Read the lines below. Copy out any that hold the string "index".

┏━━

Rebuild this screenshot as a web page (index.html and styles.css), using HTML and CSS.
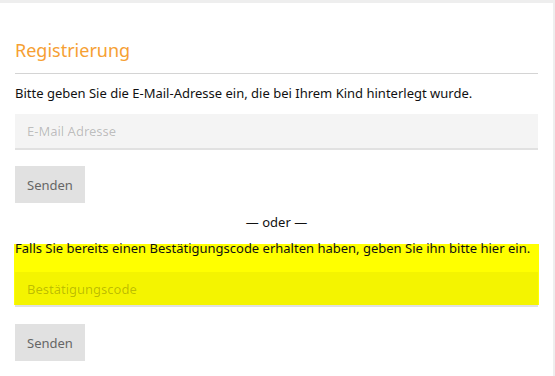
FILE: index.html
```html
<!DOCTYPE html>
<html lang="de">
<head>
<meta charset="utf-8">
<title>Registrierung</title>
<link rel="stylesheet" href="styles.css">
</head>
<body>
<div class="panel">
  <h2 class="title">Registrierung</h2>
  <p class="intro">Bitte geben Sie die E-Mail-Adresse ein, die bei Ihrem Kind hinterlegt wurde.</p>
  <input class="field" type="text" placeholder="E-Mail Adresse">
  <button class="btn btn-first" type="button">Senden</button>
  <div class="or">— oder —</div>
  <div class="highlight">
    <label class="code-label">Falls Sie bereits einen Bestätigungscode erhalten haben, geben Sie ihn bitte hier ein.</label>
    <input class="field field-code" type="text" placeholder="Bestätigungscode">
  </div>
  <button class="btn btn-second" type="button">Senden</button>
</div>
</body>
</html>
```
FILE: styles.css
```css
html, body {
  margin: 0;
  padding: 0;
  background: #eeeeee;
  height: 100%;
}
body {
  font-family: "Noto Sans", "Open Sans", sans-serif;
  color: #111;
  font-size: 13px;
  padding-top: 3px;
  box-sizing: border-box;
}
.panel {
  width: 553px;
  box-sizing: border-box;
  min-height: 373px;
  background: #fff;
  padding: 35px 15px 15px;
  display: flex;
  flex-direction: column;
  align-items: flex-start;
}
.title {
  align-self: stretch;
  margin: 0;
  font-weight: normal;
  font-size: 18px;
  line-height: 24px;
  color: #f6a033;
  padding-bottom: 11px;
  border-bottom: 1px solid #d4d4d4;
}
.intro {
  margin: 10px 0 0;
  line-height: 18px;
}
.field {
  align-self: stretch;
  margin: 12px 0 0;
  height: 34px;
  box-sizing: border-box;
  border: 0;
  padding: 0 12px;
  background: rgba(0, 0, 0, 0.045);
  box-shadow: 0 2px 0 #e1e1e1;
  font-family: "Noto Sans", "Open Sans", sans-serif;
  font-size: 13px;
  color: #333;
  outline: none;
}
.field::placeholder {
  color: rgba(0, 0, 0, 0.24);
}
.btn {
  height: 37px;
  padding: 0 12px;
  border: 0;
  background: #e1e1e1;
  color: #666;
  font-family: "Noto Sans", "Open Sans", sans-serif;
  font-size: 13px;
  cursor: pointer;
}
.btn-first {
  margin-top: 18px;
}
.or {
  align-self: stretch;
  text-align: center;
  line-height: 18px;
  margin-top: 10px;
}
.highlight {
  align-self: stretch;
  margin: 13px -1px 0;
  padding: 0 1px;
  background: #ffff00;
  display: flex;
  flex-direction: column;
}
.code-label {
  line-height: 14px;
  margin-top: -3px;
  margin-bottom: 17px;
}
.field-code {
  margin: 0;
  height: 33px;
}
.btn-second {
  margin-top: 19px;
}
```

┗━━

=== RIGHT ANSWER ===
Rebuild this screenshot as a web page (index.html and styles.css), using HTML and CSS.
FILE: index.html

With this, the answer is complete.